2009-08-27 Thread Andrew Turvey
very interesting research - many thanks for sharing that. 

- Robert Rohde raro...@gmail.com wrote: 
 From: Robert Rohde raro...@gmail.com 
 To: Wikimedia Foundation Mailing List foundation-l@lists.wikimedia.org 
 Sent: Thursday, 27 August, 2009 17:41:29 GMT +00:00 GMT Britain, Ireland, 
 Portugal 
 Subject: [Foundation-l] Frequency of Seeing Bad Versions - now with traffic 
 data 
 
 Recently, I reported on a simple study of how likely one was to 
 encounter recent vandalism in Wikipedia based on selecting articles at 
 random and using revert behavior as a proxy for recent vandalism. 
 
 http://lists.wikimedia.org/pipermail/foundation-l/2009-August/054171.html 
 
 One of the key limitations of that work was that it was looking at 
 articles selected at random from the pool of all existing page titles. 

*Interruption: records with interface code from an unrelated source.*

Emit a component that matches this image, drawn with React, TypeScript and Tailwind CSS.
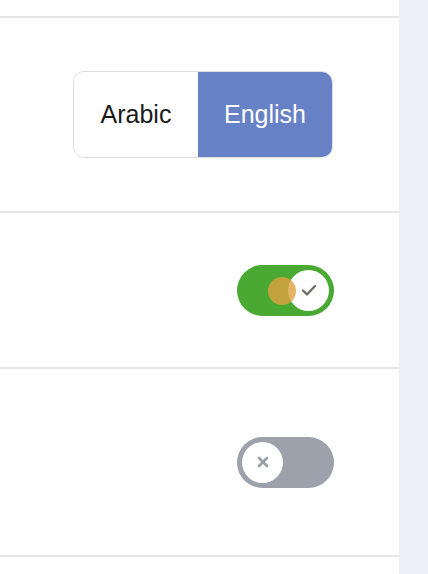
import React from "react";

export default function App() {
  return (
    <div className="flex w-[428px] h-[574px] bg-[#edf0f8]" style={{ fontFamily: '"Liberation Sans", Arial, sans-serif' }}>
      <div className="flex flex-col w-[399px] h-full bg-white">
        <div className="h-[18px] border-b-2 border-[#e6e6e6] shrink-0" />
        <div className="h-[195px] border-b-2 border-[#e6e6e6] shrink-0 flex items-center justify-end pr-[66px]">
          <div className="flex h-[87px] w-[260px] rounded-[11px] border border-[#dedede] overflow-hidden text-[25px]">
            <div className="w-[124px] flex items-center justify-center text-[#1a1a1a] bg-white">Arabic</div>
            <div className="flex-1 flex items-center justify-center text-white bg-[#6681c5]">English</div>
          </div>
        </div>
        <div className="h-[156px] border-b-2 border-[#e6e6e6] shrink-0 flex items-center justify-end pr-[65px]">
          <div className="relative w-[97px] h-[51px] rounded-full bg-[#4aa933]">
            <div className="absolute right-[5px] top-[5px] w-[41px] h-[41px] rounded-full bg-white flex items-center justify-center">
              <svg width="20" height="20" viewBox="0 0 20 20" fill="none">
                <path d="M4 10.5 L8 14.5 L16 6" stroke="#6b6f6b" strokeWidth="2.4" strokeLinecap="round" strokeLinejoin="round" />
              </svg>
            </div>
            <div className="absolute left-[31px] top-[12px] w-[28px] h-[28px] rounded-full bg-[#e0a040] opacity-80" />
          </div>
        </div>
        <div className="h-[188px] border-b-2 border-[#e6e6e6] shrink-0 flex items-center justify-end pr-[65px]">
          <div className="relative w-[97px] h-[51px] rounded-full bg-[#9ca1ab]">
            <div className="absolute left-[5px] top-[5px] w-[41px] h-[41px] rounded-full bg-white flex items-center justify-center">
              <svg width="18" height="18" viewBox="0 0 18 18" fill="none">
                <path d="M5 5 L13 13 M13 5 L5 13" stroke="#9a9ea5" strokeWidth="2.6" strokeLinecap="round" />
              </svg>
            </div>
          </div>
        </div>
        <div className="flex-1" />
      </div>
    </div>
  );
}
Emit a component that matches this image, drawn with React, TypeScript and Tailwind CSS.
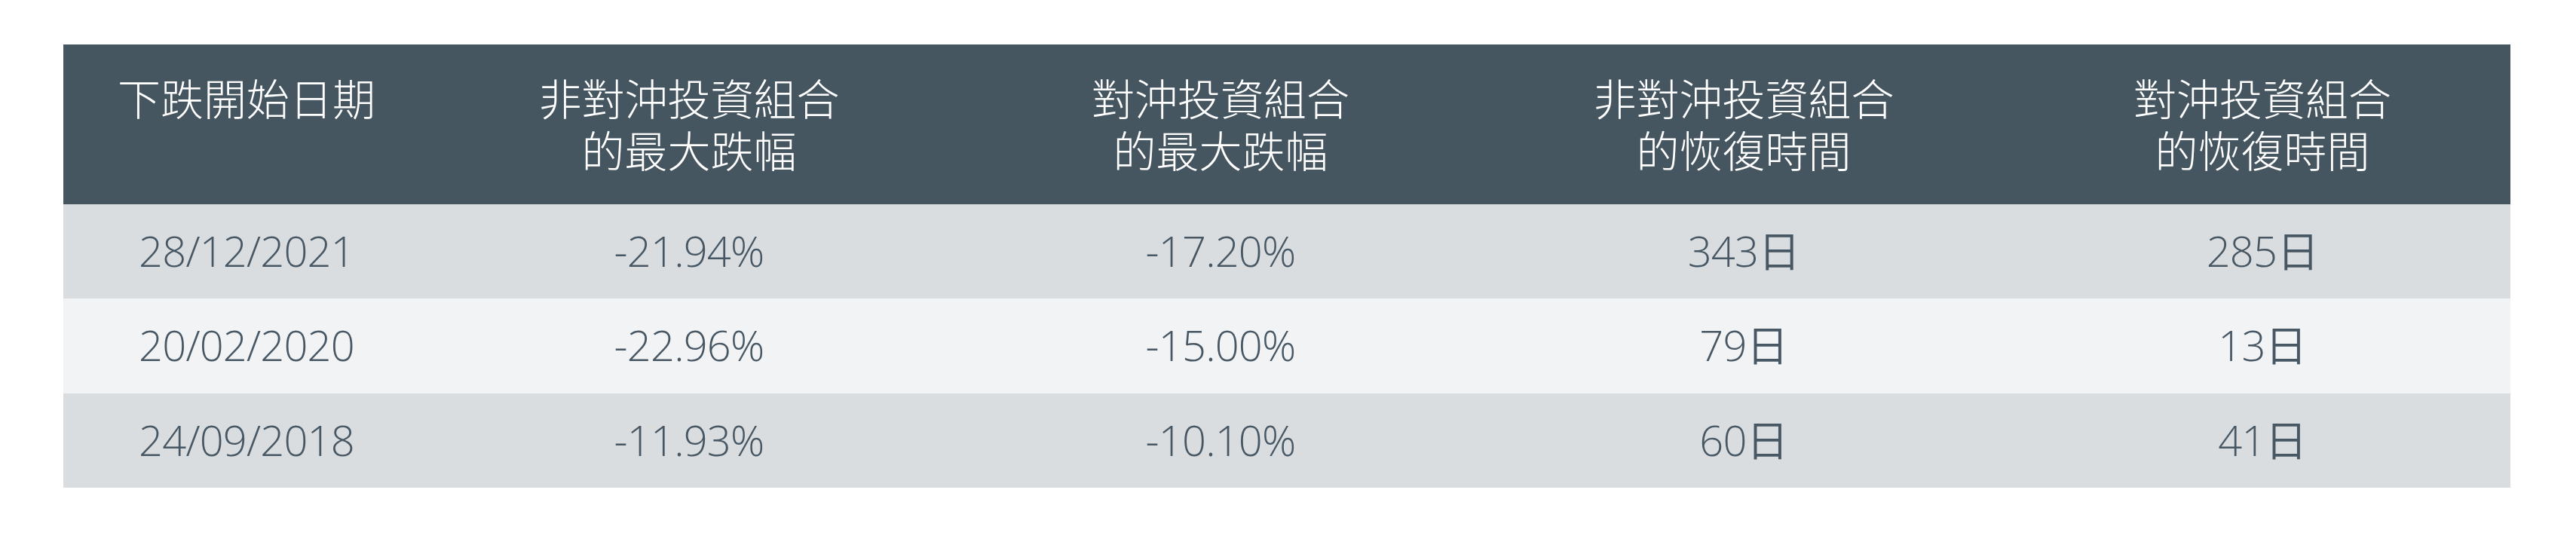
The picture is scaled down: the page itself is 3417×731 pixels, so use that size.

 That approach was of the most immediate interest to me, but it didn't 
 directly address the likelihood of encountering vandalism based on the 
 way that Wikipedia is actually used because the selection of articles 
 that people choose to visit is highly non-random. 
 
 I've now redone that analysis with a crude traffic based weighting. 
 For traffic information I used the same data stream used by 
 http://stats.grok.se. That data is recorded hourly. For simplicity I 
 chose 20 hours at random from the last eight months and averaged those 
 together to get a rough picture of the relative prominence of pages. 
 I then chose a selection of 3 articles at random with their 
 probability of selection proportional to the traffic they received, 
 and repeated the prior analysis previously described. (Note that this 
 has the effect of treating the prominence of each page as a constant 
 over time. In practice we know some pages rise to prominence while 
 other fall down, but I am assuming the average pattern is still a good 
 enough approximation to be useful.) 
 
 From this sample I found 5,955,236 revert events in 38,096,653 edits. 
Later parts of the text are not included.